Even better: beyond improving education, she sought to profoundly transform society through a silent revolution in education. Her work was fully aligned with a higher purpose, a founding vision; which Newport presents as one of the main sources of motivation for deep work.

He also emphasizes that deep work requires perseverance despite social obstacles; and to say the least, Maria Montessori often worked on the fringes of institutions, even breaking with dominant educational trends. In short, she showed that deep work is not just a matter of productivity, but also of inner and social transformation.

In a way, Céline Alvarez has followed in her footsteps, reinterpreting Montessori pedagogy in the light of neurosciences, thus creating an unexpected bridge with Cal Newport’s approach…

Cultivating depth in fluidity

Céline Alvarez has attempted to move beyond the rigid, protocol-based, and standardized aspects of this institutionalized teaching method by emphasizing positive emotions as a driver of learning. Backed by research, she shows that emotional connection is not an obstacle but rather a prerequisite for concentration.

She addresses not only trained teachers, but also public school teachers and parents, thereby moving away from a “private” and elitist application of the method. She also advocates for a comprehensive transformation of schools, calling for practices aligned with children’s natural needs [4].

the-natural-laws-alvarez

She agrees with Cal Newport, who draws on research in neurosciences and cognitive psychology [5] to show that the human brain is not naturally wired to sustain intense concentration for hours on end; it is through conscious training that we can gradually extend this capacity, although, according to Newport, even for the most skilled individuals, this is limited to a maximum of four hours per day.

According to him, deep work “pushes [our] cognitive abilities to their limits”. By this he means that there is a threshold of cognitive quality that should not be exceeded, at the risk of degrading one’s work [6]. The closer we get to this threshold, the more mentally fatigued we feel and the less clear our thinking becomes; the effort becomes counterproductive and our ability to resist distraction diminishes.
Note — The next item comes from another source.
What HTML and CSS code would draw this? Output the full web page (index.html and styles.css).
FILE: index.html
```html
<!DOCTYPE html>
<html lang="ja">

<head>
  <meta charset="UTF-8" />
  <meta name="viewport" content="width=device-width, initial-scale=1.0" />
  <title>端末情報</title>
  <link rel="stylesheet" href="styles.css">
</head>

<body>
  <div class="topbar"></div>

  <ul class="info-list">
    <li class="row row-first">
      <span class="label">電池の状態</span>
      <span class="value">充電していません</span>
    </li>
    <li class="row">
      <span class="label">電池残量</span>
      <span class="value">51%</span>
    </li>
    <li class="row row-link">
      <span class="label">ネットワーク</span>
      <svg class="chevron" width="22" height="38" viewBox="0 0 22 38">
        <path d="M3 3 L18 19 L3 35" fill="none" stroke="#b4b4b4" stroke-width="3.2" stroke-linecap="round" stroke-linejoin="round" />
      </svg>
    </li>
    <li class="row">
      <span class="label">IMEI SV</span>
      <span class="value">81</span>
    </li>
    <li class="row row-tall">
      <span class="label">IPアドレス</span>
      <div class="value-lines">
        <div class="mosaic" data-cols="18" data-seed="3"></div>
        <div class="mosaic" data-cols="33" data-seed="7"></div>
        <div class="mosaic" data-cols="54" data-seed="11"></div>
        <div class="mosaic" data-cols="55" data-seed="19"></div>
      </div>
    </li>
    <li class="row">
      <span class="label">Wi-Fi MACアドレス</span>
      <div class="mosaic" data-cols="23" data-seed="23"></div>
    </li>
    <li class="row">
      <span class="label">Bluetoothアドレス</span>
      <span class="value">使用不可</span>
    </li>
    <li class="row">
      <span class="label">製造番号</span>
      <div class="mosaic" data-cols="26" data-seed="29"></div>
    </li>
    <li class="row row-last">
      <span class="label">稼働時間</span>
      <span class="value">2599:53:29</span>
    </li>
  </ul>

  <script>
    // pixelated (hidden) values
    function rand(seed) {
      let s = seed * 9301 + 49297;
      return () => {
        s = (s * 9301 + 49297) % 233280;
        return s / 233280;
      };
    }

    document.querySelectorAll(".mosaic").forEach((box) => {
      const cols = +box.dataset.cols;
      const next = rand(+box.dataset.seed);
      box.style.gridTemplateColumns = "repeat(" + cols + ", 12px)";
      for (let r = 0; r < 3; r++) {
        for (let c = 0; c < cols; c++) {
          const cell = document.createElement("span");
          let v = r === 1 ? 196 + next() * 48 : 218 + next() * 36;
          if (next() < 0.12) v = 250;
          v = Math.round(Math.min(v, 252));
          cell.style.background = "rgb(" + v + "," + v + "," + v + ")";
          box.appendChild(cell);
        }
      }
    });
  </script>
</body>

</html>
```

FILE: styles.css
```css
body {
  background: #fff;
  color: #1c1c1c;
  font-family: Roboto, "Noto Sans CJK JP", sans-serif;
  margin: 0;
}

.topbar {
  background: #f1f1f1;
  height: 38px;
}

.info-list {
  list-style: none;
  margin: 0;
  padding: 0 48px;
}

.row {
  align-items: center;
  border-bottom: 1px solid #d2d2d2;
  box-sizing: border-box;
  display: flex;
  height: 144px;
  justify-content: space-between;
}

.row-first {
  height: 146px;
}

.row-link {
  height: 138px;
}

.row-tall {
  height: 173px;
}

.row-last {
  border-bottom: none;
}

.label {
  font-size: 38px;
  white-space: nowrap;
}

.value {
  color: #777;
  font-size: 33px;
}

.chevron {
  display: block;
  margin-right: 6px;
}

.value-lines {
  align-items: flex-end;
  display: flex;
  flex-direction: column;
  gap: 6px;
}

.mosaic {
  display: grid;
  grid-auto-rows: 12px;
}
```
However, as Céline Alvarez has shown, deep work does not have to be rigid or productivity-focused: it can be experienced in a fluid, sensitive way that is attuned to the rhythm of life. By valuing presence and grounding in the body, her approach is – precisely – attuned to mental fatigue.

A brief summary of this first part…

The kid, the monk, and the maker 

It’s not quite The Good (the apprentice), the Bad (high-performance mode), and the Ugly (artistic chaos)… but it’s close!

More seriously, in a world saturated with demands, speed, and distraction, Céline Alvarez, Cal Newport, and Austin Kleon each defend, in their own way, depth as an essential condition for growth, learning, and creation.

Céline Alvarez starts with life itself. For her, concentration emerges naturally when children are placed in an environment that respects their sensory, emotional, and cognitive needs. This concentration then becomes their path to personal growth, taking them from a mindset of external authority to one of self-direction supported by a framework. For her, depth is not something to be conquered, but rather revealed through joy, spontaneous curiosity, and fluid attention. She relies on trust in the laws of human development, through a flexible, intuitive approach that is deeply connected to the body and relationships.

Cal Newport, on the other hand, addresses adults and offers a more structured, deliberate, and rigorous vision. Deep work is a demanding, almost ascetic practice that requires discipline, isolation, and ritual. Here, concentration is an act of resistance, a conscious reclaiming of our mental abilities. Beyond passion, it is about method, repetition, and clarity about what we want to accomplish. We enter into deep work as we enter into retreat – to produce meaning through sustained effort.

Austin Kleon, finally, offers a lighthearted and playful approach. He invites us to create every day, even if only a little, even if it’s not perfect. For him, depth can come from a scribbled notebook, a clumsy collage, a project that progresses in small steps. He values the act of doing more than the result; movement more than mastery.

This sheds light on my own paradoxes and my own creative process… to be discovered in the second part!

Notes & references

[1] The book was published in the United States on January 5, 2016, by Grand Central Publishing, and in France on January 3, 2019, by Alisio, under the title Deep Work: Retrouver la concentration dans un monde de distractions (Deep Work: Finding Focus in a World of Distractions).
[2] The book was published in the United States on March 6, 2012, by Workman Publishing, and in France on November 13, 2014, by L’Éditeur, under the title Voler comme un artiste.
[3] The deliberate practice Newport refers to is inspired by the work of Swedish psychologist Anders Ericsson (1947-2020) and consists, according to the latter, of structured, demanding, and intentional training that allows one to become an expert not through talent, but through controlled progression. It is based on conscious effort, rapid feedback, and targeted improvement (seeking to improve specific points).
[4] See Céline Alvarez’s book, Les lois naturelles de l’enfant (The Natural Laws of Children), 2016, published by Les Arènes.
[5] Notably the work of Anders Ericsson on deliberate practice; and the work of John Sweller, Richard Mayer, and Paul Kirschner, specialists in cognitive load theory, who show that in order to learn or produce effectively, it is necessary to reduce unnecessary cognitive load, focus one’s attention on a single stream of information, and proceed in digestible steps.
[6] It should be noted that Cal Newport is not interested in what happens “beyond” the cognitive limit; he simply seeks to respect this limit in order to get the most out of it. Nevertheless, I suspect that another level of information may reach us from this “beyond.” You can read My Story to explore this avenue.